5 août 2011 | août 2011 | brouillonne de vie |

hier vu gentil docteur g. qui souligne le lien entre « tumeur » et « suicide » – les angoisses dont je dis qu’elles ne me prennent que quand je fume, cela découvert récemment, liées je dis, liées je crois à ma maladie aux dents qui se propage à la mâchoire, aux oreilles, à la gorge, puis, au cerveau. le moment de la propagation au cerveau est le moment faux. ça n’est pas à proprement parler au cerveau (c’est à l’alma mater, la dure mère, les méninges). la conviction qui me prend alors d’avoir la maladie de la mort, une tumeur, un cancer. d’être celle qui sait qu’elle va mourir, qu’elle meurt. le sentiment physique que j’en ai. et le désir insoutenable qui me vient que ma tête soit fracassée. crâne.  et alors la pensée du suicide qui revient. cela que je lie maintenant à la cigarette, et à ma maladie des gencives. la certitude liée à cela. ce sentiment que tous les os de ma tête sont malades.

alors il suffirait d’arrêter de fumer. mais l’addiction.

fume dents mâchoire os oreilles crâne maladie mort tumeur marteau fracasse fracasse encore refracasse meurs meurs meurs vrille . mortitude . tumeur suicide certitude finir

seule possibilité de doute : s’il n’y avait rien pas de maladie pure invention névrotique. mais il n’y a pas de doute. il y a la présomption du doute de l’autre. et qui est l’autre. l’autre est le langage.

j’ai le sentiment physique de la mort, dans mon crâne. mais pourquoi faut-il que ça se retourne contre moi pourquoi faut-il que ça vienne à s’accompagner de ce fantasme masochiste de la tête fracassée. fracassée encore et à nouveau?

j’ai la maladie de la mort, et c’est un cancer, et c’est une tumeur, au cerveau. je le sens. je le sais. je le sais physiquement.

la certitude liée à cela que si je racontais à un médecin le pressentiment de ma maladie le sentiment physique de ma maladie la connaissance de ma maladie en dehors et malgré l’absence de diagnostic médical il ne me croirait pas il ne m’écouterait pas. le sentiment que c’est pourtant la dernière l’ultime des choses que j’aie à dire : cette présomption de ma mort. avoir été celle qui aura su qu’elle mourait dans son corps et contre et en dépit l’opinion générale et médicale. le point de délire. cela que je suis seule à savoir que nul ne peut croire. mais pourquoi est-ce que cela se retourne contre moi? pourquoi le fracassement du crâne des os du crâne de la mâchoire ? quelle traduction? quelle déviation? pourquoi la tumeur devient-elle suicide? nécessité de suicide?
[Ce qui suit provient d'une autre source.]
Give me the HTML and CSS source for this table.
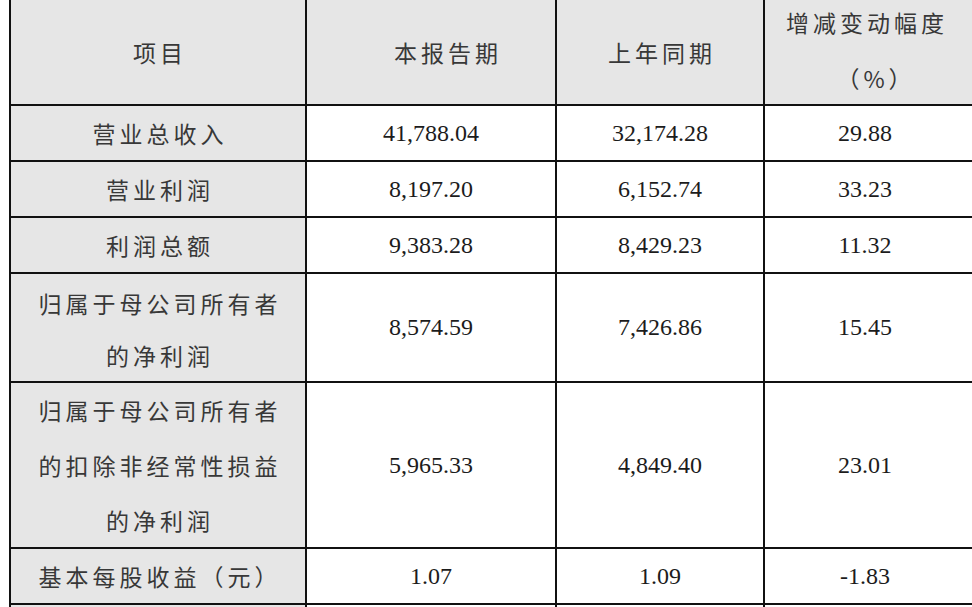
FILE: index.html
```html
<!DOCTYPE html>
<html lang="zh-CN">
<head>
<meta charset="utf-8">
<title>主要财务数据</title>
<link rel="stylesheet" href="styles.css">
</head>
<body>
<table class="fin">
  <colgroup>
    <col class="c1"><col class="c2"><col class="c3"><col class="c4">
  </colgroup>
  <thead>
    <tr class="r-head">
      <th class="label">项目</th>
      <th class="label h2">本报告期</th>
      <th class="label">上年同期</th>
      <th class="label last"><div class="twoline">增减变动幅度<br><span class="pct">（%）</span></div></th>
    </tr>
  </thead>
  <tbody>
    <tr class="r1">
      <td class="label">营业总收入</td>
      <td class="num">41,788.04</td>
      <td class="num">32,174.28</td>
      <td class="num last">29.88</td>
    </tr>
    <tr class="r1">
      <td class="label">营业利润</td>
      <td class="num">8,197.20</td>
      <td class="num">6,152.74</td>
      <td class="num last">33.23</td>
    </tr>
    <tr class="r1">
      <td class="label">利润总额</td>
      <td class="num">9,383.28</td>
      <td class="num">8,429.23</td>
      <td class="num last">11.32</td>
    </tr>
    <tr class="r2">
      <td class="label"><div class="l2">归属于母公司所有者<br>的净利润</div></td>
      <td class="num">8,574.59</td>
      <td class="num">7,426.86</td>
      <td class="num last">15.45</td>
    </tr>
    <tr class="r3">
      <td class="label"><div class="l3">归属于母公司所有者<br>的扣除非经常性损益<br>的净利润</div></td>
      <td class="num">5,965.33</td>
      <td class="num">4,849.40</td>
      <td class="num last">23.01</td>
    </tr>
    <tr class="r1">
      <td class="label">基本每股收益（元）</td>
      <td class="num">1.07</td>
      <td class="num">1.09</td>
      <td class="num last">-1.83</td>
    </tr>
    <tr class="r1">
      <td class="label"></td>
      <td class="num"></td>
      <td class="num"></td>
      <td class="num last"></td>
    </tr>
  </tbody>
</table>
</body>
</html>
```

FILE: styles.css
```css
html, body {
  margin: 0;
  padding: 0;
  background: #ffffff;
  overflow: hidden;
  width: 972px;
  height: 607px;
}

.fin {
  margin-left: 9px;
  border-collapse: separate;
  border-spacing: 0;
  table-layout: fixed;
  width: 966px;
  border-left: 2px solid #111;
}

.c1 { width: 296px; }
.c2 { width: 250px; }
.c3 { width: 208px; }
.c4 { width: 210px; }

.fin th, .fin td {
  box-sizing: border-box;
  padding: 0;
  border-right: 2px solid #111;
  border-bottom: 2px solid #111;
  text-align: center;
  vertical-align: middle;
  font-weight: normal;
}

.fin thead th {
  background: #e6e6e6;
}

.r-head { height: 106px; }
.r1 { height: 56px; }
.r-head + .r1 { height: 55px; }
.r2 { height: 109px; }
.r3 { height: 166px; }

.label {
  font-family: "Noto Sans CJK SC", "Noto Sans", sans-serif;
  font-weight: 300;
  font-size: 23px;
  letter-spacing: 4px;
  padding-left: 4px !important;
  color: #383838;
  line-height: 30px;
}

td.label {
  background: #e6e6e6;
}

.h2 {
  padding-left: 34px !important;
}

.num {
  font-family: "Liberation Serif", "Times New Roman", serif;
  font-size: 24px;
  color: #1c1c1c;
  background: #ffffff;
}

.last {
  padding-right: 8px !important;
}

.twoline {
  line-height: 56px;
  margin: -6px 0 -2px;
}

.pct {
  padding-left: 18px;
}

.l2 {
  line-height: 52px;
  margin-top: 2px;
}

.l3 {
  line-height: 55px;
  margin: 0 0 -1px;
}
```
Dr G dit ce sont les mêmes signifiants. je m’applique la tumeur. mais c’est idiot. je meurs et c’est bien comme ça. pourquoi la violence et ces gestes de fracas pourquoi m’appliquer à moi-même ce dont je supposerais que l’autre veut m’appliquer m’applique : tu meurs. non, je meurs. point barre. où je reçois de l’autre mon propre discours sous sa forme inversée / jamais rien compris à ce truc. il n’y a pas d’explication. « ça parle. et ça sait pas. »

j’ai toujours fait cas du cerveau. je ne dis pas ça en conscience mais en mon âme et inconscience.

au moins les cervelles fraîches c’est tendre. je me donne. je madonne. je bedonne. je badine. avec la mort.

 

 

j’écris tout cela non pour être lue, mais pour me lire.

fracassemeur.

C’est ce qu’on découvre, c’est ce qui se dénude dans l’addiction, dans le «un verre de plus» …

6 août 2011 | août 2011 | Cut&Paste, psychanalyse | , , , , |

L’addiction, c’est la racine du symptôme, qui est fait de la réitération inextinguible du même Un. C’est le même, c’est-à-dire précisément ça ne s’additionne pas. On n’a jamais le « j’ai bu trois verres donc c’est assez », on boit toujours le même verre une fois de plus. C’est ça la racine même du symptôme. C’est en ce sens que Lacan a pu dire qu’un symptôme c’est un et cætera. C’est-à-dire le retour du même événement. On peut faire beaucoup de choses avec la réitération du même. Précisément on peut dire que le symptôme est en ce sens comme un objet fractal, parce que l’objet fractal montre que la réitération du même par les applications successives vous donne les formes les plus extravagantes et même on a pu dire les plus complexes que le discours mathématique peut offrir.